Seuls 400.000 ménages trouvent en effet un logement social. Soit un tiers seulement des 1,3 million des demandeurs de logements sociaux. « Le logement social constitue une porte de plus en plus difficile à ouvrir, même pour les ménages très modestes », note l’association dans son rapport. Un problème notamment lié à la faible progression du parc social en France : seuls 30.000 nouveaux logements sont ainsi construits chaque année.

Pire, selon la Fondation, le nombre de locations de logements sociaux « est à son niveau le plus bas depuis une douzaine d’années à cause du recul de la mobilité résidentielle », c’est-à-dire du nombre de logements sociaux libérés par des ménages pouvant accéder au parc locatif privé. Selon l’association, on est ainsi passé de 500.000 logements sociaux mis en location en 1999 à 430.000 en 2006. Et de craindre que la situation n’empire, avec la baisse du parc « pour la première fois depuis la création du logement social (...), avec le projet de vente de 40.000 logements sociaux par an », souhaité par le gouvernement.

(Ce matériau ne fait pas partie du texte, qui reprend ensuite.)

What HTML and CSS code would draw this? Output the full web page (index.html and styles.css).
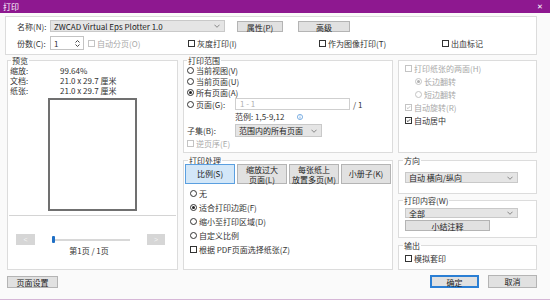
FILE: index.html
```html
<!DOCTYPE html>
<html lang="zh-CN">
<head>
    <meta charset="UTF-8">
    <meta name="viewport" content="width=device-width, initial-scale=1.0">
    <title>打印</title>
    <link rel="stylesheet" href="styles.css">
</head>
<body>
<div class="window">
    <div class="titlebar">
        <span>打印</span>
        <span class="close">✕</span>
    </div>

    <div class="top">
        <div class="row r1">
            <span class="lbl">名称(N):</span>
            <div class="select printer">ZWCAD Virtual Eps Plotter 1.0<svg class="chev" viewBox="0 0 7 4"><path d="M0.5 0.5L3.5 3.5L6.5 0.5"/></svg></div>
            <button class="btn prop">属性(P)</button>
            <button class="btn adv">高级</button>
        </div>
        <div class="row r2">
            <span class="lbl">份数(C):</span>
            <div class="spin"><span>1</span><svg class="arrows" viewBox="0 0 5 9"><path d="M0.5 3.5L2.5 1.5L4.5 3.5M0.5 5.5L2.5 7.5L4.5 5.5"/></svg></div>
            <label class="chk off collate"><i class="box"></i>自动分页(O)</label>
            <label class="chk gray"><i class="box"></i>灰度打印(I)</label>
            <label class="chk image"><i class="box"></i>作为图像打印(T)</label>
            <label class="chk"><i class="box"></i>出血标记</label>
        </div>
    </div>

    <div class="main">
        <fieldset class="preview">
            <legend>预览</legend>
            <div class="info">
                <span>缩放:</span><span>99.64%</span>
                <span>文档:</span><span>21.0 x 29.7 厘米</span>
                <span>纸张:</span><span>21.0 x 29.7 厘米</span>
            </div>
            <div class="paper"></div>
            <div class="sep"></div>
            <div class="nav">
                <button class="navbtn">&lt;</button>
                <div class="slider"><i class="thumb"></i></div>
                <button class="navbtn next">&gt;</button>
            </div>
            <div class="pageno">第1页 / 1页</div>
        </fieldset>

        <fieldset class="range">
            <legend>打印范围</legend>
            <div class="opts">
                <label class="opt"><i class="rad"></i>当前视图(V)</label>
                <label class="opt"><i class="rad"></i>当前页面(U)</label>
                <label class="opt"><i class="rad on"></i>所有页面(A)</label>
                <div class="opt pages">
                    <label class="opt lblcol"><i class="rad"></i>页面(G):</label>
                    <div class="pageinput">1 - 1</div>
                    <span class="of">/ 1</span>
                </div>
            </div>
            <div class="example">
                <span class="extext">范例: 1,5-9,12</span>
                <svg class="infoicon" viewBox="0 0 7 7"><circle cx="3.5" cy="3.5" r="3"/><path d="M3.5 3v2.5M3.5 1.6v0.8"/></svg>
            </div>
            <div class="subset">
                <span class="lblcol">子集(B):</span>
                <div class="select pick">范围内的所有页面<svg class="chev" viewBox="0 0 7 4"><path d="M0.5 0.5L3.5 3.5L6.5 0.5"/></svg></div>
            </div>
            <label class="chk off reverse"><i class="box"></i>逆页序(E)</label>
        </fieldset>

        <fieldset class="duplex">
            <label class="chk off line"><i class="box"></i>打印纸张的两面(H)</label>
            <label class="opt off line indent"><i class="rad on"></i>长边翻转</label>
            <label class="opt off line indent"><i class="rad"></i>短边翻转</label>
            <label class="chk off line"><i class="box"><svg viewBox="0 0 7 7"><path d="M1.2 3.6L2.8 5.1L5.8 1.8"/></svg></i>自动旋转(R)</label>
            <label class="chk line"><i class="box"><svg viewBox="0 0 7 7"><path d="M1.2 3.6L2.8 5.1L5.8 1.8"/></svg></i>自动居中</label>
        </fieldset>

        <fieldset class="process">
            <legend>打印处理</legend>
            <div class="tabs">
                <button class="tab sel">比例(S)</button>
                <button class="tab">缩放过大<br>页面(L)</button>
                <button class="tab">每张纸上<br>放置多页(M)</button>
                <button class="tab">小册子(K)</button>
            </div>
            <div class="scale">
                <label class="opt"><i class="rad"></i>无</label>
                <label class="opt"><i class="rad on"></i>适合打印边距(F)</label>
                <label class="opt"><i class="rad"></i>缩小至打印区域(D)</label>
                <label class="opt"><i class="rad"></i>自定义比例</label>
                <label class="chk"><i class="box"></i>根据 PDF页面选择纸张(Z)</label>
            </div>
        </fieldset>

        <div class="side">
            <fieldset class="orient">
                <legend>方向</legend>
                <div class="select wide">自动 横向/纵向<svg class="chev" viewBox="0 0 7 4"><path d="M0.5 0.5L3.5 3.5L6.5 0.5"/></svg></div>
            </fieldset>
            <fieldset class="content">
                <legend>打印内容(W)</legend>
                <div class="select wide short">全部<svg class="chev" viewBox="0 0 7 4"><path d="M0.5 0.5L3.5 3.5L6.5 0.5"/></svg></div>
                <button class="btn notes">小结注释</button>
            </fieldset>
            <fieldset class="output">
                <legend>输出</legend>
                <label class="chk"><i class="box"></i>模拟套印</label>
            </fieldset>
        </div>
    </div>

    <div class="footer">
        <button class="btn setup">页面设置</button>
        <button class="btn ok">确定</button>
        <button class="btn cancel">取消</button>
    </div>
</div>
</body>
</html>
```

FILE: styles.css
```css
body {
    margin: 0;
    font: 8px/11px "Noto Sans CJK SC", "Liberation Sans", sans-serif;
    color: #333;
}
.window {
    width: 550px;
    height: 300px;
    box-sizing: border-box;
    background: #fafafa;
    border-bottom: 1px solid #d6b6d7;
    display: flex;
    flex-direction: column;
}
.titlebar {
    height: 13px;
    line-height: 13px;
    background: #8e1890;
    color: #fff;
    padding: 0 3px;
    display: flex;
    justify-content: space-between;
}
.close { padding-right: 4px; font-size: 7px; }

/* top box */
.top {
    margin: 3px 13px 0 5px;
    height: 39px;
    box-sizing: border-box;
    border: 1px solid #dcdcdc;
    background: #fff;
    padding: 3px 0 0 11px;
    display: flex;
    flex-direction: column;
    gap: 4px;
}
.row { display: flex; align-items: center; }
.r1 { height: 12px; }
.r2 { height: 14px; }
.lbl { width: 33px; flex: none; }

.select {
    display: flex;
    align-items: center;
    justify-content: space-between;
    background: #e5e5e5;
    border: 1px solid #c9c9c9;
    padding: 0 4px 0 3px;
    box-sizing: border-box;
    color: #222;
}
.chev { width: 6px; height: 4px; fill: none; stroke: #777; stroke-width: 1; }
.printer { width: 175px; height: 12px; }

.btn {
    font: inherit;
    color: #222;
    background: #e1e1e1;
    border: 1px solid #b4b4b4;
    padding: 0;
    box-sizing: border-box;
}
.prop { width: 46px; height: 11px; margin-left: 12px; }
.adv { width: 52px; height: 11px; margin-left: 15px; }

.spin {
    width: 34px;
    height: 14px;
    box-sizing: border-box;
    border: 1px solid #c3c3c3;
    background: #fff;
    display: flex;
    align-items: center;
    justify-content: space-between;
    padding: 0 3px;
}
.arrows { width: 5px; height: 9px; fill: none; stroke: #444; stroke-width: 1; }

/* checkboxes and radios */
.chk, .opt { display: flex; align-items: center; gap: 2px; }
.box {
    width: 7px;
    height: 7px;
    flex: none;
    box-sizing: border-box;
    border: 1px solid #333;
    background: #fff;
    display: flex;
}
.box svg { width: 5px; height: 5px; fill: none; stroke: #222; stroke-width: 1.1; }
.rad {
    width: 7px;
    height: 7px;
    flex: none;
    box-sizing: border-box;
    border: 1px solid #333;
    border-radius: 50%;
    background: #fff;
    display: flex;
    align-items: center;
    justify-content: center;
}
.rad.on::after {
    content: "";
    width: 3px;
    height: 3px;
    border-radius: 50%;
    background: #222;
}
.off { color: #a8a8a8; }
.off .box, .off .rad { border-color: #c4c4c4; }
.off .box svg { stroke: #b0b0b0; }
.off .rad.on::after { background: #b0b0b0; }

.collate { width: 100px; margin-left: 4px; }
.gray { width: 131px; }
.image { width: 123px; }

/* main area */
.main {
    display: grid;
    grid-template-columns: 171px 210px 139px;
    grid-template-rows: 97px 114px;
    gap: 3px 5px;
    margin: 1px 0 0 7px;
}
fieldset {
    margin: 0;
    padding: 0 3px;
    border: 1px solid #dcdcdc;
    background: #fff;
    min-width: 0;
    box-sizing: border-box;
}
legend { padding: 0 1px; line-height: 9px; }

.preview { grid-row: 1 / 3; }
.info {
    display: grid;
    grid-template-columns: 50px auto;
    line-height: 10px;
    margin: 1px 0 0 -1px;
}
.paper {
    width: 89px;
    height: 113px;
    box-sizing: border-box;
    border: 2px solid #707070;
    background: #fff;
    margin: 2px auto 0;
}
.sep { height: 1px; background: #d4d4d4; margin: 4px -2px 0; }
.nav { display: flex; align-items: center; height: 11px; margin-top: 18px; padding-left: 5px; }
.navbtn {
    width: 19px;
    height: 11px;
    padding: 0;
    border: none;
    background: #d6d6d6;
    color: #f4f4f4;
    font: 7px/11px "Liberation Sans", sans-serif;
}
.navbtn.next { width: 18px; margin-left: 17px; }
.slider {
    width: 78px;
    height: 7px;
    margin-left: 17px;
    display: flex;
    align-items: center;
    background: linear-gradient(#d8d8d8, #d8d8d8) center / 100% 2px no-repeat;
}
.thumb { width: 3px; height: 7px; background: #1f6fc5; border-radius: 1px; }
.pageno { text-align: center; line-height: 9px; margin-top: 1px; padding-right: 7px; }

/* print range */
.opts > .opt { height: 11px; }
.opts > .pages { height: 12px; gap: 0; }
.lblcol { width: 48px; flex: none; }
.pageinput {
    width: 115px;
    height: 12px;
    box-sizing: border-box;
    border: 1px solid #cfcfcf;
    background: #fff;
    color: #b0b0b0;
    padding-left: 4px;
    line-height: 10px;
}
.of { margin-left: 3px; }
.example { display: flex; align-items: center; height: 11px; margin: 1px 0 0 48px; }
.extext { width: 62px; }
.infoicon { width: 6px; height: 6px; fill: none; stroke: #4a8fd8; stroke-width: 0.8; }
.subset { display: flex; align-items: center; margin-top: 2px; }
.pick { width: 87px; height: 13px; }
.reverse { height: 11px; margin-top: 1px; }

/* duplex */
.duplex { margin-top: 4px; padding: 1px 6px 0; }
.line { height: 13px; }
.indent { margin-left: 10px; }

/* print processing */
.process { padding: 0 1px; }
.process legend { margin-left: 3px; }
.tabs { display: flex; gap: 2px; margin-top: -1px; }
.tab {
    width: 50px;
    height: 20px;
    padding: 0;
    font: inherit;
    line-height: 10px;
    color: #222;
    background: #e1e1e1;
    border: 1px solid #b4b4b4;
}
.tab.sel { background: #d3e7f8; border-color: #5a9fe0; }
.scale { margin-top: 2px; padding-left: 5px; }
.scale > label { height: 14px; }

/* right column */
.side { grid-column: 3; grid-row: 2; display: flex; flex-direction: column; }
.side fieldset { padding: 0 6px; }
.side legend { margin-left: -2px; }
.orient { height: 38px; }
.content { height: 42px; margin-top: 2px; }
.output { height: 29px; margin-top: 3px; }
.wide { width: 113px; height: 11px; margin-top: 7px; }
.wide.short { height: 10px; margin-top: 3px; }
.notes { display: block; width: 85px; height: 11px; margin-top: 2px; }
.output .chk { height: 11px; margin-top: 3px; }

/* footer */
.footer { display: flex; align-items: flex-start; margin: 5px 13px 0 7px; }
.setup { width: 51px; height: 12px; margin-top: 1px; margin-right: auto; }
.ok { width: 49px; height: 13px; border: 2px solid #2b7fd4; }
.cancel { width: 49px; height: 13px; margin-left: 9px; }
```
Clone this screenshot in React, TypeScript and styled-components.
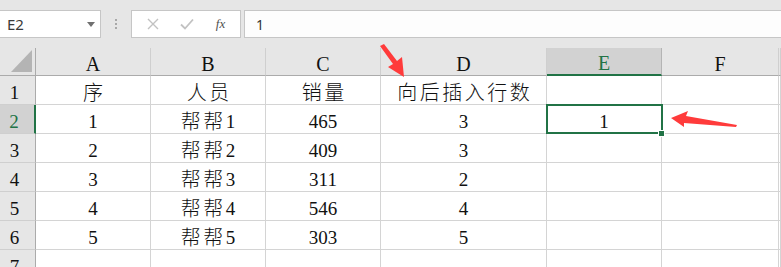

Dans ces conditions, l’association doute de l’application effective de la loi sur le droit au logement opposable (Dalo), entrée en vigueur le 1er janvier dernier. La reconnaissance de la loi Dalo, « qui constitue incontestablement une avancée », estime la Fondation, « risque de se heurter à l’insuffisance (...) de logements à loyer accessible puisqu’elle ne repose que sur la mobilisation du contingent préfectoral ». Six cent mille ménages remplissent en effet les critères de priorité imposés par la loi, mais le contingent préfectoral ne permet de reloger que 60 à 65.000 d’entre eux par an.

Dans ce contexte, la conclusion de l’association est claire : « 87% des ménages ont le sentiment qu’il est aujourd’hui difficile de trouver un logement en France ». Une situation également due au type de nouveaux logements construits, majoritairement destinés aux ménages aisés. « Alors que la construction a retrouvé un niveau de production qu’elle n’avait pas connu depuis longtemps, les logements livrés sont le plus souvent inaccessibles aux ménages modestes », note ainsi la Fondation. Une situation à laquelle le plan pluriannuel - récemment présenté par le gouvernement après concertation avec les associations, dont la Fondation Abbé Pierre -, qui prévoit une enveloppe de 250 millions d’euros pour le logement -, ne mettra pas fin dans l’immédiat. Pour l’association, trouver un logement en France relève aujourd’hui du parcours du combattant.